begin Stored data
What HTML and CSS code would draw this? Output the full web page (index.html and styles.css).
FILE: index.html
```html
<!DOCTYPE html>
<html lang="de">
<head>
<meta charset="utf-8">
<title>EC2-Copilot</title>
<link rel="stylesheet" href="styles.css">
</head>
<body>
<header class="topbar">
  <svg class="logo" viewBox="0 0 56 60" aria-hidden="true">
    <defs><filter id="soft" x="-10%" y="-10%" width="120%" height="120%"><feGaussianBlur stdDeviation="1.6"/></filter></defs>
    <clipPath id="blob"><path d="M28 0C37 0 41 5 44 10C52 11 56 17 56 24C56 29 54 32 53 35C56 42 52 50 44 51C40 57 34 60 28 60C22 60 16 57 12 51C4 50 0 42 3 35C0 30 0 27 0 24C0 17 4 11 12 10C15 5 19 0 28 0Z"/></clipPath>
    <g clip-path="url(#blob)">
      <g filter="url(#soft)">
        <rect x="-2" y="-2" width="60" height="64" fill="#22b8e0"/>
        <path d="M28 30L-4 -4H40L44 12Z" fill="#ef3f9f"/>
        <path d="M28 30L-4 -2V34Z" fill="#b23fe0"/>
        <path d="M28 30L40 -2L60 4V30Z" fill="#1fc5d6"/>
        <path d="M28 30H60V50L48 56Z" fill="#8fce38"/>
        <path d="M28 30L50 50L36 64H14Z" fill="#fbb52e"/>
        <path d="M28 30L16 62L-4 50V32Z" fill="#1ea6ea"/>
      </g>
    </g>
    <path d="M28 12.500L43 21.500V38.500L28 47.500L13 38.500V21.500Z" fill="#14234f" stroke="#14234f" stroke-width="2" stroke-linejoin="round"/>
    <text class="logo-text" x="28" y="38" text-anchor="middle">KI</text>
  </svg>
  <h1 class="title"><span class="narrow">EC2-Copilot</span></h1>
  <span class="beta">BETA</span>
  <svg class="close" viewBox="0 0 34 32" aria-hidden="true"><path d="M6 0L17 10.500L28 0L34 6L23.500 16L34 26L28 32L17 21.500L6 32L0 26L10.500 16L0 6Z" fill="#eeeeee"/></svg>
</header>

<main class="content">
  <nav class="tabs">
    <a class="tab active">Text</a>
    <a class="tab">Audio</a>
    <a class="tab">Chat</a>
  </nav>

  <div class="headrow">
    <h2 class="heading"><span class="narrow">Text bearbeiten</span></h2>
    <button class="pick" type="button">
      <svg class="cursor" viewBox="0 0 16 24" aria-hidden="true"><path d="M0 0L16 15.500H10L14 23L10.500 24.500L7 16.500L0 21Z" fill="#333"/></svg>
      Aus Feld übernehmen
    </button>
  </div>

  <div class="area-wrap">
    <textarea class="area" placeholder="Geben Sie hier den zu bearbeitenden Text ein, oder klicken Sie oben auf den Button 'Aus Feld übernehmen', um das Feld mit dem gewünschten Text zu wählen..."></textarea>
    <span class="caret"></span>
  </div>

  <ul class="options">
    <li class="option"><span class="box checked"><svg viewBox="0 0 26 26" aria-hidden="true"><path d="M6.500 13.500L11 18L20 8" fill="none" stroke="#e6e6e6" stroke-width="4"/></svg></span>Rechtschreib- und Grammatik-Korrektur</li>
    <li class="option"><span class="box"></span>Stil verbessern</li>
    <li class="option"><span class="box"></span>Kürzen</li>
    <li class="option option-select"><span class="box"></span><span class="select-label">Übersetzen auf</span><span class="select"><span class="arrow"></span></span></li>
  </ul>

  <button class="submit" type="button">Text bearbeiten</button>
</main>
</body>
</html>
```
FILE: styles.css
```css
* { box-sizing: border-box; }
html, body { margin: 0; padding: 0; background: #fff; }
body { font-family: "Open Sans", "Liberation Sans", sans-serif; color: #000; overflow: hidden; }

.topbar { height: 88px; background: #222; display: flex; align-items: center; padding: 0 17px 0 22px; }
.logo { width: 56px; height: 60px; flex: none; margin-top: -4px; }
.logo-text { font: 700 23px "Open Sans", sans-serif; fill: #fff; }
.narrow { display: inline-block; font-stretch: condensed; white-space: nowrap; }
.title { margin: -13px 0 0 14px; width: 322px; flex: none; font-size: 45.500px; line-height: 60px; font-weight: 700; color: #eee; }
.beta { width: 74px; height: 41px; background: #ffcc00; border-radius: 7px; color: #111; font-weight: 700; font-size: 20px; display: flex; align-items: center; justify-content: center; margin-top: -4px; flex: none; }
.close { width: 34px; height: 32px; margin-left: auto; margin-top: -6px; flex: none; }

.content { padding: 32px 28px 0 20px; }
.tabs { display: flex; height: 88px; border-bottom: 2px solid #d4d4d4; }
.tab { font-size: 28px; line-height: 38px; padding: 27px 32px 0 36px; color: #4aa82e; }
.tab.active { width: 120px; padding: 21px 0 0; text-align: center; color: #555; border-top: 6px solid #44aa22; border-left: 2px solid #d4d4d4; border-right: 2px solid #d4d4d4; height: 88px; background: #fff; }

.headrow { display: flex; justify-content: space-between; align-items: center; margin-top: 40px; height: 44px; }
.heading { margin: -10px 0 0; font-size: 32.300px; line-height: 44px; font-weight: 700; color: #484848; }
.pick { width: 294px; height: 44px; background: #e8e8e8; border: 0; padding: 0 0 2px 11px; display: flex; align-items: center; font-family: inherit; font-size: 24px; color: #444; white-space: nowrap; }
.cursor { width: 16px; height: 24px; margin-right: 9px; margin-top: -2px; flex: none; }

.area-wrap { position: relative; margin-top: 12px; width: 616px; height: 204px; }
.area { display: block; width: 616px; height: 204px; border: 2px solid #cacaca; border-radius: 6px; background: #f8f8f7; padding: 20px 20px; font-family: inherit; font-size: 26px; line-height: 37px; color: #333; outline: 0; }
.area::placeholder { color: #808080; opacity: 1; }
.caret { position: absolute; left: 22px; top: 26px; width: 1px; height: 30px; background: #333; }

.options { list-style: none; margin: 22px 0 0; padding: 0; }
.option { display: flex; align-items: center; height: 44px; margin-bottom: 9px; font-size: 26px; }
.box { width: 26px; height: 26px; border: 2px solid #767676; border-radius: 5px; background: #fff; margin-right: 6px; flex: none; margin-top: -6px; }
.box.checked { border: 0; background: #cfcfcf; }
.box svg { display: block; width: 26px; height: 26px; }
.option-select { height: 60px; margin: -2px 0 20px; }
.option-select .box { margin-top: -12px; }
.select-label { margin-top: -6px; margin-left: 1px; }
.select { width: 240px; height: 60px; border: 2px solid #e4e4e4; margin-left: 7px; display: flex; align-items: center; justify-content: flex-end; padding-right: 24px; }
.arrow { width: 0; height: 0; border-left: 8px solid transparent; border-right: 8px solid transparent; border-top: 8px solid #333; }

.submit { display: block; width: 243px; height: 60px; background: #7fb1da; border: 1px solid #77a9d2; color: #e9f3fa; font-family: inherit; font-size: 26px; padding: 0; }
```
end Stored data
## Exercise objective:
Transcribe the data. Leave every line exactly as it is.

## Result:
What HTML and CSS code would draw this? Output the full web page (index.html and styles.css).
FILE: index.html
```html
<!DOCTYPE html>
<html lang="de">
<head>
<meta charset="utf-8">
<title>EC2-Copilot</title>
<link rel="stylesheet" href="styles.css">
</head>
<body>
<header class="topbar">
  <svg class="logo" viewBox="0 0 56 60" aria-hidden="true">
    <defs><filter id="soft" x="-10%" y="-10%" width="120%" height="120%"><feGaussianBlur stdDeviation="1.6"/></filter></defs>
    <clipPath id="blob"><path d="M28 0C37 0 41 5 44 10C52 11 56 17 56 24C56 29 54 32 53 35C56 42 52 50 44 51C40 57 34 60 28 60C22 60 16 57 12 51C4 50 0 42 3 35C0 30 0 27 0 24C0 17 4 11 12 10C15 5 19 0 28 0Z"/></clipPath>
    <g clip-path="url(#blob)">
      <g filter="url(#soft)">
        <rect x="-2" y="-2" width="60" height="64" fill="#22b8e0"/>
        <path d="M28 30L-4 -4H40L44 12Z" fill="#ef3f9f"/>
        <path d="M28 30L-4 -2V34Z" fill="#b23fe0"/>
        <path d="M28 30L40 -2L60 4V30Z" fill="#1fc5d6"/>
        <path d="M28 30H60V50L48 56Z" fill="#8fce38"/>
        <path d="M28 30L50 50L36 64H14Z" fill="#fbb52e"/>
        <path d="M28 30L16 62L-4 50V32Z" fill="#1ea6ea"/>
      </g>
    </g>
    <path d="M28 12.500L43 21.500V38.500L28 47.500L13 38.500V21.500Z" fill="#14234f" stroke="#14234f" stroke-width="2" stroke-linejoin="round"/>
    <text class="logo-text" x="28" y="38" text-anchor="middle">KI</text>
  </svg>
  <h1 class="title"><span class="narrow">EC2-Copilot</span></h1>
  <span class="beta">BETA</span>
  <svg class="close" viewBox="0 0 34 32" aria-hidden="true"><path d="M6 0L17 10.500L28 0L34 6L23.500 16L34 26L28 32L17 21.500L6 32L0 26L10.500 16L0 6Z" fill="#eeeeee"/></svg>
</header>

<main class="content">
  <nav class="tabs">
    <a class="tab active">Text</a>
    <a class="tab">Audio</a>
    <a class="tab">Chat</a>
  </nav>

  <div class="headrow">
    <h2 class="heading"><span class="narrow">Text bearbeiten</span></h2>
    <button class="pick" type="button">
      <svg class="cursor" viewBox="0 0 16 24" aria-hidden="true"><path d="M0 0L16 15.500H10L14 23L10.500 24.500L7 16.500L0 21Z" fill="#333"/></svg>
      Aus Feld übernehmen
    </button>
  </div>

  <div class="area-wrap">
    <textarea class="area" placeholder="Geben Sie hier den zu bearbeitenden Text ein, oder klicken Sie oben auf den Button 'Aus Feld übernehmen', um das Feld mit dem gewünschten Text zu wählen..."></textarea>
    <span class="caret"></span>
  </div>

  <ul class="options">
    <li class="option"><span class="box checked"><svg viewBox="0 0 26 26" aria-hidden="true"><path d="M6.500 13.500L11 18L20 8" fill="none" stroke="#e6e6e6" stroke-width="4"/></svg></span>Rechtschreib- und Grammatik-Korrektur</li>
    <li class="option"><span class="box"></span>Stil verbessern</li>
    <li class="option"><span class="box"></span>Kürzen</li>
    <li class="option option-select"><span class="box"></span><span class="select-label">Übersetzen auf</span><span class="select"><span class="arrow"></span></span></li>
  </ul>

  <button class="submit" type="button">Text bearbeiten</button>
</main>
</body>
</html>
```
FILE: styles.css
```css
* { box-sizing: border-box; }
html, body { margin: 0; padding: 0; background: #fff; }
body { font-family: "Open Sans", "Liberation Sans", sans-serif; color: #000; overflow: hidden; }

.topbar { height: 88px; background: #222; display: flex; align-items: center; padding: 0 17px 0 22px; }
.logo { width: 56px; height: 60px; flex: none; margin-top: -4px; }
.logo-text { font: 700 23px "Open Sans", sans-serif; fill: #fff; }
.narrow { display: inline-block; font-stretch: condensed; white-space: nowrap; }
.title { margin: -13px 0 0 14px; width: 322px; flex: none; font-size: 45.500px; line-height: 60px; font-weight: 700; color: #eee; }
.beta { width: 74px; height: 41px; background: #ffcc00; border-radius: 7px; color: #111; font-weight: 700; font-size: 20px; display: flex; align-items: center; justify-content: center; margin-top: -4px; flex: none; }
.close { width: 34px; height: 32px; margin-left: auto; margin-top: -6px; flex: none; }

.content { padding: 32px 28px 0 20px; }
.tabs { display: flex; height: 88px; border-bottom: 2px solid #d4d4d4; }
.tab { font-size: 28px; line-height: 38px; padding: 27px 32px 0 36px; color: #4aa82e; }
.tab.active { width: 120px; padding: 21px 0 0; text-align: center; color: #555; border-top: 6px solid #44aa22; border-left: 2px solid #d4d4d4; border-right: 2px solid #d4d4d4; height: 88px; background: #fff; }

.headrow { display: flex; justify-content: space-between; align-items: center; margin-top: 40px; height: 44px; }
.heading { margin: -10px 0 0; font-size: 32.300px; line-height: 44px; font-weight: 700; color: #484848; }
.pick { width: 294px; height: 44px; background: #e8e8e8; border: 0; padding: 0 0 2px 11px; display: flex; align-items: center; font-family: inherit; font-size: 24px; color: #444; white-space: nowrap; }
.cursor { width: 16px; height: 24px; margin-right: 9px; margin-top: -2px; flex: none; }

.area-wrap { position: relative; margin-top: 12px; width: 616px; height: 204px; }
.area { display: block; width: 616px; height: 204px; border: 2px solid #cacaca; border-radius: 6px; background: #f8f8f7; padding: 20px 20px; font-family: inherit; font-size: 26px; line-height: 37px; color: #333; outline: 0; }
.area::placeholder { color: #808080; opacity: 1; }
.caret { position: absolute; left: 22px; top: 26px; width: 1px; height: 30px; background: #333; }

.options { list-style: none; margin: 22px 0 0; padding: 0; }
.option { display: flex; align-items: center; height: 44px; margin-bottom: 9px; font-size: 26px; }
.box { width: 26px; height: 26px; border: 2px solid #767676; border-radius: 5px; background: #fff; margin-right: 6px; flex: none; margin-top: -6px; }
.box.checked { border: 0; background: #cfcfcf; }
.box svg { display: block; width: 26px; height: 26px; }
.option-select { height: 60px; margin: -2px 0 20px; }
.option-select .box { margin-top: -12px; }
.select-label { margin-top: -6px; margin-left: 1px; }
.select { width: 240px; height: 60px; border: 2px solid #e4e4e4; margin-left: 7px; display: flex; align-items: center; justify-content: flex-end; padding-right: 24px; }
.arrow { width: 0; height: 0; border-left: 8px solid transparent; border-right: 8px solid transparent; border-top: 8px solid #333; }

.submit { display: block; width: 243px; height: 60px; background: #7fb1da; border: 1px solid #77a9d2; color: #e9f3fa; font-family: inherit; font-size: 26px; padding: 0; }
```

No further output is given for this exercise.